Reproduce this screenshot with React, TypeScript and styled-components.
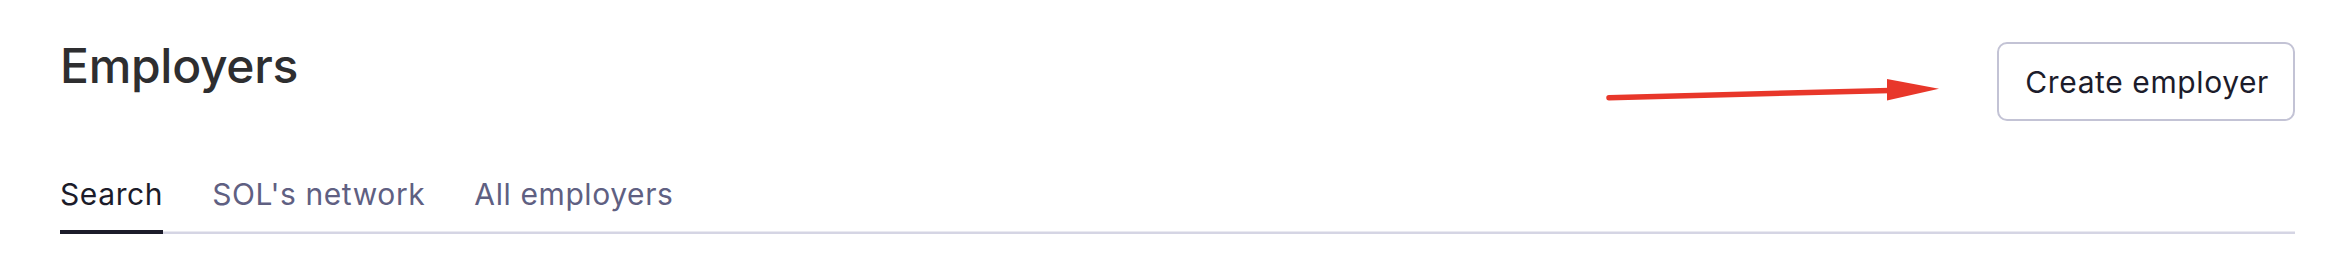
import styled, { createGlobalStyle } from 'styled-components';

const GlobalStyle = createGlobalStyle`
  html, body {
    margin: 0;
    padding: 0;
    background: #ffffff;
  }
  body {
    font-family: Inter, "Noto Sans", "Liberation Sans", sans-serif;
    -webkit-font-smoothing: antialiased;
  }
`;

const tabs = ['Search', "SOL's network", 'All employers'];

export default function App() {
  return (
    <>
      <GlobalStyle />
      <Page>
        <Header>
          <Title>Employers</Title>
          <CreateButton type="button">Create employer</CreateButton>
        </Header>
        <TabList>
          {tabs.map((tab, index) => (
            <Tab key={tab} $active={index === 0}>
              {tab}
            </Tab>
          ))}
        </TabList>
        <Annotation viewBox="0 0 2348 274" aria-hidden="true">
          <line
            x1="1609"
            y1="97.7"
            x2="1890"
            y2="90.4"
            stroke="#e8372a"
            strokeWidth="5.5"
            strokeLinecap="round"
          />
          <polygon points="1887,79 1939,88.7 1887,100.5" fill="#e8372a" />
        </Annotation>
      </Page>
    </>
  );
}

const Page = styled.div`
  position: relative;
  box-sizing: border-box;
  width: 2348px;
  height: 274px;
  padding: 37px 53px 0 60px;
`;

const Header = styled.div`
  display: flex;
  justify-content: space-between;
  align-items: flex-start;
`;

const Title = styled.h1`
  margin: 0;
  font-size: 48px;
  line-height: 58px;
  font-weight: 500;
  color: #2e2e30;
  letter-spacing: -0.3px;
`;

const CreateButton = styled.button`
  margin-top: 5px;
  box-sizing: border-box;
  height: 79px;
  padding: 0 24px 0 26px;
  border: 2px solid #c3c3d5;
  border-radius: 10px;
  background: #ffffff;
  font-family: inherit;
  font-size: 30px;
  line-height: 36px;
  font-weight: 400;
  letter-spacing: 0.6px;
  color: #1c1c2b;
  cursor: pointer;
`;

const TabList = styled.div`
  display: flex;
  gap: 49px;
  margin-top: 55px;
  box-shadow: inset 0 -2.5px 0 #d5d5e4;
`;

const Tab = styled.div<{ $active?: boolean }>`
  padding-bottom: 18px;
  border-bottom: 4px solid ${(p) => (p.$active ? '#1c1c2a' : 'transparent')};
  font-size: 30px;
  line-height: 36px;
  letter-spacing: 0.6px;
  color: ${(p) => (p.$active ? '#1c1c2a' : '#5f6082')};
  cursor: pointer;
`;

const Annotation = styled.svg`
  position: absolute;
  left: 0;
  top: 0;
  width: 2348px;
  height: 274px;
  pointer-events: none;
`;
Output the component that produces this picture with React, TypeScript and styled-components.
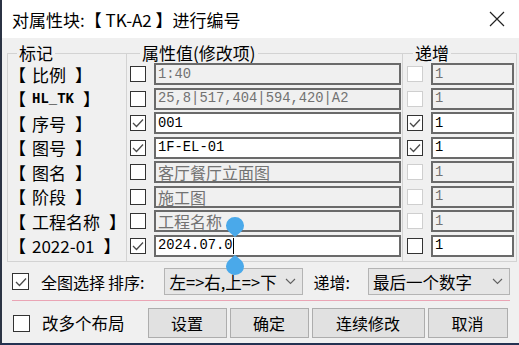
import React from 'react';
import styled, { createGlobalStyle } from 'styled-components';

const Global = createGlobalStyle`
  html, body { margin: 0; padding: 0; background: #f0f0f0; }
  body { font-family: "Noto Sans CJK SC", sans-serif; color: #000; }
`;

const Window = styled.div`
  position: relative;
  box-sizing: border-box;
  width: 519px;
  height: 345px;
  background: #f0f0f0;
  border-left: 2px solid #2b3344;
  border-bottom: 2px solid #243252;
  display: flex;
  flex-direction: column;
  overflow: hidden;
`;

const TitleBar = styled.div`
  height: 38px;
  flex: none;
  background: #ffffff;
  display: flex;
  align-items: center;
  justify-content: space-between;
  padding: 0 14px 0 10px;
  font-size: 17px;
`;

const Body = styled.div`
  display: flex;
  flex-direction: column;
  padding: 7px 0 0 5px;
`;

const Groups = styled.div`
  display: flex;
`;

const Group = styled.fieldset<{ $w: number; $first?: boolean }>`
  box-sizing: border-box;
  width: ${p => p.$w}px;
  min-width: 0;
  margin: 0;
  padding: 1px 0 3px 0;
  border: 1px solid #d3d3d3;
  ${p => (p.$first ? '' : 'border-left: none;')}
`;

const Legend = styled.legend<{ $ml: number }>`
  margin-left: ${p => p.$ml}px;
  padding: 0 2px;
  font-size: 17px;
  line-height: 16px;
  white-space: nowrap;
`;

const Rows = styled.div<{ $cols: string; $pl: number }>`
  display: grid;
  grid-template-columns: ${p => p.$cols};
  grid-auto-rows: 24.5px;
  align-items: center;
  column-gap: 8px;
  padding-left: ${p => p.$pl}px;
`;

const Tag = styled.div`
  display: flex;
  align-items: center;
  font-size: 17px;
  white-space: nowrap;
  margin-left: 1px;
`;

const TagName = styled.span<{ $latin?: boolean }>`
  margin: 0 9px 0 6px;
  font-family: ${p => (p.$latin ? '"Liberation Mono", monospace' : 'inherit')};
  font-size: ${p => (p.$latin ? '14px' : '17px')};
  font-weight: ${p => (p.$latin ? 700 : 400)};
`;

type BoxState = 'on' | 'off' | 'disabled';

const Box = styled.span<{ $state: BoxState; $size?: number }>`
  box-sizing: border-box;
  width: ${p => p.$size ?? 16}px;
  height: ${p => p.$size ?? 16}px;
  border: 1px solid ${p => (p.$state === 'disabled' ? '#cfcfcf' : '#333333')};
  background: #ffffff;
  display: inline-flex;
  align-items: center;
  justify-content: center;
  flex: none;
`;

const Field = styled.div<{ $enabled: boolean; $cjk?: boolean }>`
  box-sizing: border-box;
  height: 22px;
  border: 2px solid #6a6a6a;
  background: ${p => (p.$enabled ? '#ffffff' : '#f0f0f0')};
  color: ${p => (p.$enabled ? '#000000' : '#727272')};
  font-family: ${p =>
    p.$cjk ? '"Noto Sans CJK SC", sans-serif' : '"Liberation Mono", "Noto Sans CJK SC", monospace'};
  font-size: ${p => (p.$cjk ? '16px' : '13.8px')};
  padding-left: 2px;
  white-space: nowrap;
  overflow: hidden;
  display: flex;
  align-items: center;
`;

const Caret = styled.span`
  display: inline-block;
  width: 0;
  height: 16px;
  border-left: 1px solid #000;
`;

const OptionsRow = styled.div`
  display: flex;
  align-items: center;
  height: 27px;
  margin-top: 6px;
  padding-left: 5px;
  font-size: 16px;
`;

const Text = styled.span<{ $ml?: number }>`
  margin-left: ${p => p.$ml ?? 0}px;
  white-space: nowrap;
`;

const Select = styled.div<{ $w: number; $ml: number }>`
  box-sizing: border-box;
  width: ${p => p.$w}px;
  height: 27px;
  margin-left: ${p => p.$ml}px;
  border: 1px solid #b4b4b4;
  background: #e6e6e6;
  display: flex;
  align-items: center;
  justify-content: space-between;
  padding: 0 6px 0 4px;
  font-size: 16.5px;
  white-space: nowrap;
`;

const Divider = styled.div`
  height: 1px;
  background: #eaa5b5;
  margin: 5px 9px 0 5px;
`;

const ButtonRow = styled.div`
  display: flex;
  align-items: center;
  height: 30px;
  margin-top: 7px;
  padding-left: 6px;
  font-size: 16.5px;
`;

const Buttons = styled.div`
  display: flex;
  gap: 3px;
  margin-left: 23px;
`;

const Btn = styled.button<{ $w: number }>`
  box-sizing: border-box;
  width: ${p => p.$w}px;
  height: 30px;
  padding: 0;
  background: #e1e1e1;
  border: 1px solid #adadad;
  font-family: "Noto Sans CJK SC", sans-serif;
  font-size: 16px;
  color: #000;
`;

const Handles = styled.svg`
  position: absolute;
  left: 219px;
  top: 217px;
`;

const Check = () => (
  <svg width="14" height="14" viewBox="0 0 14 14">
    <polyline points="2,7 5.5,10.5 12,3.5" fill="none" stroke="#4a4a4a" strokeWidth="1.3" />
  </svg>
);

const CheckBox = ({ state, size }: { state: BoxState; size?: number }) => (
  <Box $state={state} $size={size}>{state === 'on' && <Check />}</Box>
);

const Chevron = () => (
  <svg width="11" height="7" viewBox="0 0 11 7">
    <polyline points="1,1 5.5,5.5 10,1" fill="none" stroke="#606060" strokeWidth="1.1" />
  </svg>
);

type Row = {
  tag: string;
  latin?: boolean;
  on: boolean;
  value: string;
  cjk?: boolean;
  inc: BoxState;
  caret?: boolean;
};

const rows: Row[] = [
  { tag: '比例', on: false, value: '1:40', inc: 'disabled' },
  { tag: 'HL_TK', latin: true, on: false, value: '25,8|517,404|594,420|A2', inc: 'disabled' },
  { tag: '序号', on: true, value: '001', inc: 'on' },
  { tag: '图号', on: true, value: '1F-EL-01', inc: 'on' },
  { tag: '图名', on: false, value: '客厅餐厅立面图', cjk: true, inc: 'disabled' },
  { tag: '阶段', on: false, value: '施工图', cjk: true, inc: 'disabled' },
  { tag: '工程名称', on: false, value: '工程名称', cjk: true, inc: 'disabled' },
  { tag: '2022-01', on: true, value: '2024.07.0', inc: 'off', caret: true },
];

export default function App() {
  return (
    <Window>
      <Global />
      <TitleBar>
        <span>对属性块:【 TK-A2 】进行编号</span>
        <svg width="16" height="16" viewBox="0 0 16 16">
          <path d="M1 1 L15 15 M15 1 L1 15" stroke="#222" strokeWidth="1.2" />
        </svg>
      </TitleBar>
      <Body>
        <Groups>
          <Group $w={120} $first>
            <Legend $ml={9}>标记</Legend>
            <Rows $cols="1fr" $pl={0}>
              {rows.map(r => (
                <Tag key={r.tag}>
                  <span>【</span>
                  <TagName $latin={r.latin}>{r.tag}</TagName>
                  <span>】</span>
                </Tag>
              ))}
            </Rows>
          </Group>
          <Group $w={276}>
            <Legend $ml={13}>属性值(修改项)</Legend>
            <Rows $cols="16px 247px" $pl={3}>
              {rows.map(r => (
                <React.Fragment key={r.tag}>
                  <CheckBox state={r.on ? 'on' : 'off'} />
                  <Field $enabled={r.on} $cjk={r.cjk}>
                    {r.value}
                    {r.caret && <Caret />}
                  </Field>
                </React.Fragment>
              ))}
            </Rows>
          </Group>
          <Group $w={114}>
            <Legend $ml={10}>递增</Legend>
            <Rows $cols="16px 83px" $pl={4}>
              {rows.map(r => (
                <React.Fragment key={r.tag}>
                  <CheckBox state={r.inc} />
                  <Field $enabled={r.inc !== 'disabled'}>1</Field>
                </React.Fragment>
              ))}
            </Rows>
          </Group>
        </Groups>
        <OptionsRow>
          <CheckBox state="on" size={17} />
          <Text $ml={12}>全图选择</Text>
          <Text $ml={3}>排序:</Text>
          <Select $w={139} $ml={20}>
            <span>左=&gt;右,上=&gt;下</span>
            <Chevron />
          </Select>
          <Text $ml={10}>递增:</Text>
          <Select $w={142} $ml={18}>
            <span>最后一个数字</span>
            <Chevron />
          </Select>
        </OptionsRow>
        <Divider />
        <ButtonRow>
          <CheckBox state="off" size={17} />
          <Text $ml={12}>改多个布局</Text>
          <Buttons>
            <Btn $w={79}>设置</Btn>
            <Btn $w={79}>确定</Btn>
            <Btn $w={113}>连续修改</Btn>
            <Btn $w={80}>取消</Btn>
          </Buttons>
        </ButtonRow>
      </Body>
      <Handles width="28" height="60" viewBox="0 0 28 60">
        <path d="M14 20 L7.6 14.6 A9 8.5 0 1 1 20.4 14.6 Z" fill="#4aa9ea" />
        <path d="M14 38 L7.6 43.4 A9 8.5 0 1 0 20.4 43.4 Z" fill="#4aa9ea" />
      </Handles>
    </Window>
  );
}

WORK REQUIRED :: Locate the string "this" in the listing above and copy every line where it occurs.

ANSWER FOR THE TASK ::
Reproduce this screenshot with React, TypeScript and styled-components.
Output the component that produces this picture with React, TypeScript and styled-components.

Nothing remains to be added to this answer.